Just south of Neuenhaus, since 1970 part of the town itself, is the village of Veldhausen - a parish more than a thousand years old. Its name is a small archaeological dig in itself. The first half, veld, is Dutch for field. The villagers of the surrounding farms wanted a closer church than the one at distant Uelsen, and they walked out to a patch of unproductive open ground - a veld - and built one there. They used Dutch for the word because Dutch was what they spoke. Veldhausen's official language was Dutch in church and town hall until barely a hundred years ago. The current Evangelical-Reformed church and the windmill next door are the village's landmarks, and a small mill park behind them includes a working bakehouse where amateur bakers turn the mill's flour into bread.
Veldhausen also carries a war tent on its coat of arms, and the story behind it explains the older Neuenhaus shield too. The tent commemorates Carl von Rabenhaupt, a Dutch military commander whose actual title was Baron at Sucha. In 1673 and 1674, during the Franco-Dutch War, Rabenhaupt set up his headquarters in Veldhausen to run a campaign against the prince-bishop of Munster, Christoph Bernhard von Galen. The town fed and quartered him; the war passed; and Veldhausen, like a lot of small places, decided to put the most important visitor it had ever hosted on its shield. The four golden orbs on the Neuenhaus arms stand for the Counts of Bentheim. The stepped-gable house in the other quarter comes from the town's seal, which has been in use since 1400.
After the Second World War, the Amt court and other district authorities were relocated from Neuenhaus to the larger town of Nordhorn, ten kilometers south. The passenger railway was discontinued in the mid-1970s; goods trains continued. For decades the line carried only freight. Then in July 2019, after forty-some years of quiet, passenger service resumed on the RB56 route running through Neuenhaus, Nordhorn, and across into Bad Bentheim. The old main street through the inner town has been pulled apart since 2005, after a southwest bypass took the through traffic away. Many of the old Ackerburgerhauser - the houses of the gentleman-farmers, half-rural, half-urban dwellings that defined small Lower Saxon market towns - are being renovated one by one.

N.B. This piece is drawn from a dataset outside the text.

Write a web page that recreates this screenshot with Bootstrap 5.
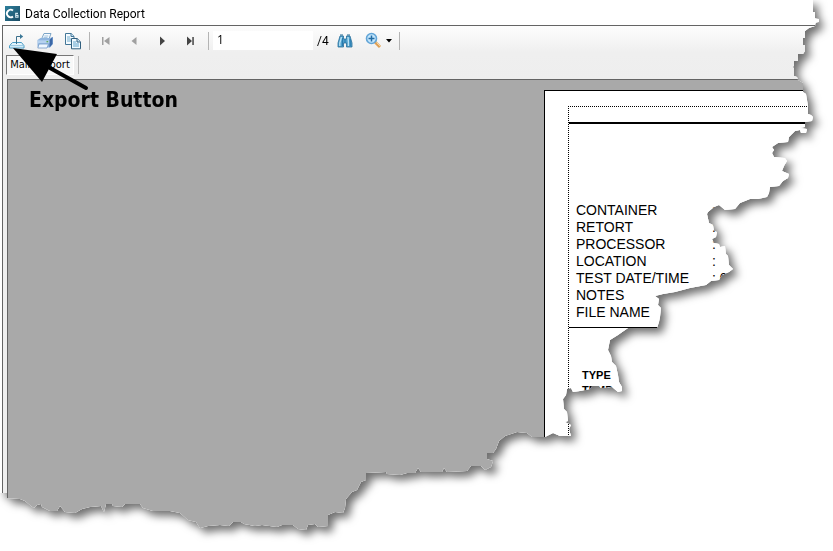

For a town of barely ten thousand people, Neuenhaus has produced two figures the wider world has heard of and one it should have. Friedrich Anton Wilhelm Miquel, born here in 1811, became a German-Dutch botanist of international reputation. His younger relative Johannes von Miquel, born in 1829, became Prussian Finance Minister and was called the Forefather of All Fiscal Reformers - he later served as chief mayor of both Osnabruck and Frankfurt am Main. And in the dark middle years of the 20th century, Neuenhaus produced Wilhelm Staehle, born in 1877, who joined the German resistance and participated in the July 20, 1944 plot to assassinate Adolf Hitler. He was executed in 1945, a few weeks before the war ended. He is also on the town's quiet roster of native sons.
Located at 52.50 N, 6.97 E in the Grafschaft Bentheim district of Lower Saxony, about 10 km northwest of Nordhorn and roughly 8 km east of the Dutch border. The confluence of the Dinkel and Vechte rivers immediately south of town is the easiest visual cue from altitude. Nearest commercial airports: Munster-Osnabruck (EDDG, 60 km south) and Groningen Eelde (EHGG, 75 km north). Enschede Twente (EHTW) lies about 25 km southwest across the Dutch border. Terrain is flat lowland; expect haze over the cycle-path-laced river valleys in summer afternoons.